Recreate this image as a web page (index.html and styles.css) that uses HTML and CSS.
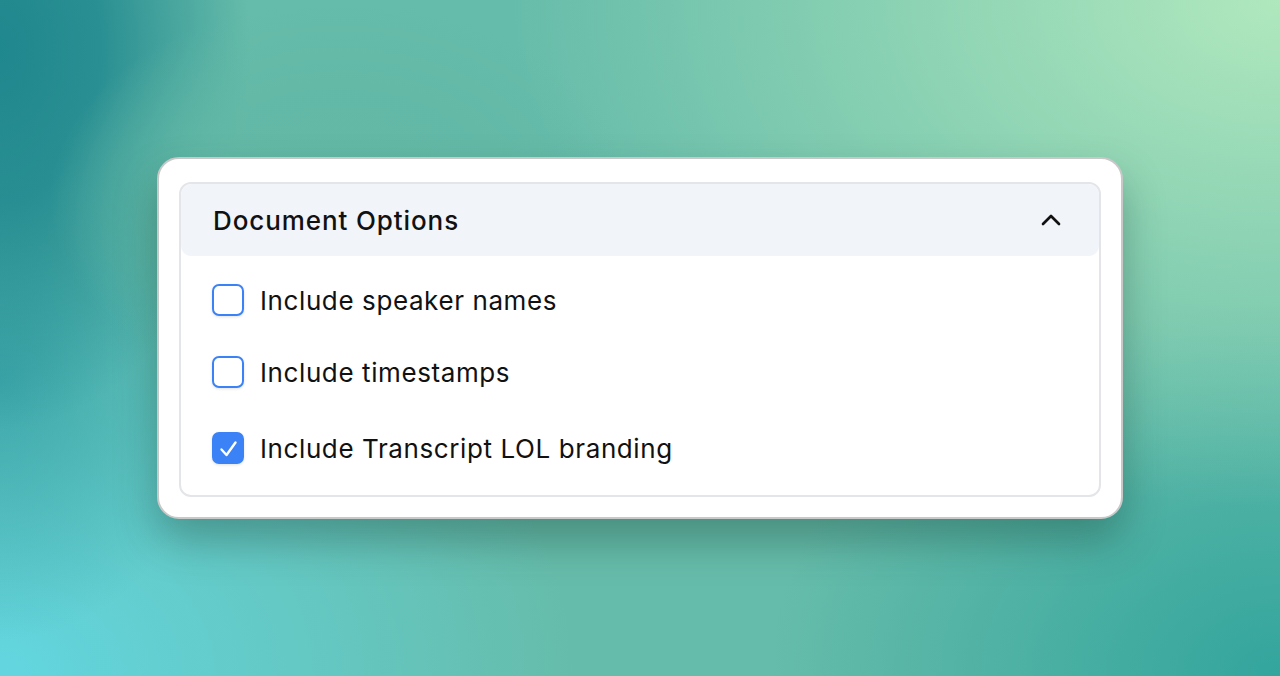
FILE: index.html
```html
<!DOCTYPE html>
<html lang="en">
<head>
    <meta charset="UTF-8">
    <meta name="viewport" content="width=device-width, initial-scale=1.0">
    <title>Document Options</title>
    <link rel="stylesheet" href="styles.css">
</head>
<body>
    <div class="card">
        <div class="panel">
            <div class="panel-header">
                <h2>Document Options</h2>
                <svg class="chevron" width="32" height="32" viewBox="0 0 24 24" fill="none" stroke="currentColor" stroke-width="2" stroke-linecap="round" stroke-linejoin="round">
                    <path d="m18 15-6-6-6 6"/>
                </svg>
            </div>

            <div class="panel-body">
                <label class="option">
                    <span class="box"></span>
                    Include speaker names
                </label>
                <label class="option">
                    <span class="box"></span>
                    Include timestamps
                </label>
                <label class="option option-last">
                    <span class="box checked">
                        <svg width="28" height="28" viewBox="0 0 28 28" fill="none" stroke="#fff" stroke-width="2.4" stroke-linecap="round" stroke-linejoin="round">
                            <path d="M7.5 15.5 12.5 21 21.5 8.5"/>
                        </svg>
                    </span>
                    Include Transcript LOL branding
                </label>
            </div>
        </div>
    </div>
</body>
</html>
```

FILE: styles.css
```css
* {
    box-sizing: border-box;
}

body {
    margin: 0;
    height: 100vh;
    display: flex;
    align-items: center;
    justify-content: center;
    font-family: 'Inter', 'Noto Sans', sans-serif;
    color: #111;
    background:
        radial-gradient(ellipse 290px 200px at 340px 200px, rgba(98,184,165,0.95) 0%, rgba(98,184,165,0.8) 55%, rgba(98,184,165,0) 100%),
        radial-gradient(ellipse 250px 380px at 0px 50px, #1f878e 0%, rgba(31,135,142,0.85) 40%, rgba(31,135,142,0) 100%),
        radial-gradient(ellipse 220px 260px at 0px 380px, rgba(52,160,166,0.8) 0%, rgba(52,160,166,0) 100%),
        radial-gradient(ellipse 60% 75% at 100% 0%, #b0e8bd 0%, rgba(176,232,189,0) 100%),
        radial-gradient(ellipse 45% 65% at 0% 100%, #62d6e0 0%, rgba(98,214,224,0) 100%),
        radial-gradient(ellipse 40% 55% at 100% 100%, #33a59d 0%, rgba(51,165,157,0) 100%),
        #66bcaa;
}

.card {
    width: 966px;
    background: #fff;
    border: 2px solid #c8c8c8;
    border-radius: 22px;
    padding: 23px 20px 20px;
    box-shadow: 0 22px 40px rgba(20, 60, 50, 0.35);
}

.panel {
    border: 2px solid #e4e5e9;
    border-radius: 12px;
    overflow: hidden;
}

.panel-header {
    height: 72px;
    display: flex;
    align-items: center;
    justify-content: space-between;
    padding: 0 32px;
    background: #f1f4f9;
    border-radius: 10px;
}

.panel-header h2 {
    margin: 0;
    font-size: 26px;
    font-weight: 500;
    letter-spacing: 0.9px;
}

.chevron {
    color: #111;
}

.panel-body {
    display: flex;
    flex-direction: column;
    gap: 40px;
    padding: 28px 31px 31px;
}

.option {
    display: flex;
    align-items: center;
    gap: 16px;
    height: 32px;
    font-size: 26px;
    letter-spacing: 0.6px;
    cursor: pointer;
}

.option-last {
    margin-top: 4px;
}

.box {
    width: 32px;
    height: 32px;
    flex-shrink: 0;
    border: 2px solid #3b82f6;
    border-radius: 7px;
    background: #fff;
    box-shadow: 0 1px 3px rgba(0, 0, 0, 0.12);
}

.box svg {
    display: block;
}

.box.checked {
    background: #3b82f6;
}
```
§ §
- EXERCISE BRIEF -
Please write out all of the material above without changing a word, and omit any pictures.

- COMPLETED EXERCISE -
Recreate this image as a web page (index.html and styles.css) that uses HTML and CSS.
FILE: index.html
```html
<!DOCTYPE html>
<html lang="en">
<head>
    <meta charset="UTF-8">
    <meta name="viewport" content="width=device-width, initial-scale=1.0">
    <title>Document Options</title>
    <link rel="stylesheet" href="styles.css">
</head>
<body>
    <div class="card">
        <div class="panel">
            <div class="panel-header">
                <h2>Document Options</h2>
                <svg class="chevron" width="32" height="32" viewBox="0 0 24 24" fill="none" stroke="currentColor" stroke-width="2" stroke-linecap="round" stroke-linejoin="round">
                    <path d="m18 15-6-6-6 6"/>
                </svg>
            </div>

            <div class="panel-body">
                <label class="option">
                    <span class="box"></span>
                    Include speaker names
                </label>
                <label class="option">
                    <span class="box"></span>
                    Include timestamps
                </label>
                <label class="option option-last">
                    <span class="box checked">
                        <svg width="28" height="28" viewBox="0 0 28 28" fill="none" stroke="#fff" stroke-width="2.4" stroke-linecap="round" stroke-linejoin="round">
                            <path d="M7.5 15.5 12.5 21 21.5 8.5"/>
                        </svg>
                    </span>
                    Include Transcript LOL branding
                </label>
            </div>
        </div>
    </div>
</body>
</html>
```

FILE: styles.css
```css
* {
    box-sizing: border-box;
}

body {
    margin: 0;
    height: 100vh;
    display: flex;
    align-items: center;
    justify-content: center;
    font-family: 'Inter', 'Noto Sans', sans-serif;
    color: #111;
    background:
        radial-gradient(ellipse 290px 200px at 340px 200px, rgba(98,184,165,0.95) 0%, rgba(98,184,165,0.8) 55%, rgba(98,184,165,0) 100%),
        radial-gradient(ellipse 250px 380px at 0px 50px, #1f878e 0%, rgba(31,135,142,0.85) 40%, rgba(31,135,142,0) 100%),
        radial-gradient(ellipse 220px 260px at 0px 380px, rgba(52,160,166,0.8) 0%, rgba(52,160,166,0) 100%),
        radial-gradient(ellipse 60% 75% at 100% 0%, #b0e8bd 0%, rgba(176,232,189,0) 100%),
        radial-gradient(ellipse 45% 65% at 0% 100%, #62d6e0 0%, rgba(98,214,224,0) 100%),
        radial-gradient(ellipse 40% 55% at 100% 100%, #33a59d 0%, rgba(51,165,157,0) 100%),
        #66bcaa;
}

.card {
    width: 966px;
    background: #fff;
    border: 2px solid #c8c8c8;
    border-radius: 22px;
    padding: 23px 20px 20px;
    box-shadow: 0 22px 40px rgba(20, 60, 50, 0.35);
}

.panel {
    border: 2px solid #e4e5e9;
    border-radius: 12px;
    overflow: hidden;
}

.panel-header {
    height: 72px;
    display: flex;
    align-items: center;
    justify-content: space-between;
    padding: 0 32px;
    background: #f1f4f9;
    border-radius: 10px;
}

.panel-header h2 {
    margin: 0;
    font-size: 26px;
    font-weight: 500;
    letter-spacing: 0.9px;
}

.chevron {
    color: #111;
}

.panel-body {
    display: flex;
    flex-direction: column;
    gap: 40px;
    padding: 28px 31px 31px;
}

.option {
    display: flex;
    align-items: center;
    gap: 16px;
    height: 32px;
    font-size: 26px;
    letter-spacing: 0.6px;
    cursor: pointer;
}

.option-last {
    margin-top: 4px;
}

.box {
    width: 32px;
    height: 32px;
    flex-shrink: 0;
    border: 2px solid #3b82f6;
    border-radius: 7px;
    background: #fff;
    box-shadow: 0 1px 3px rgba(0, 0, 0, 0.12);
}

.box svg {
    display: block;
}

.box.checked {
    background: #3b82f6;
}
```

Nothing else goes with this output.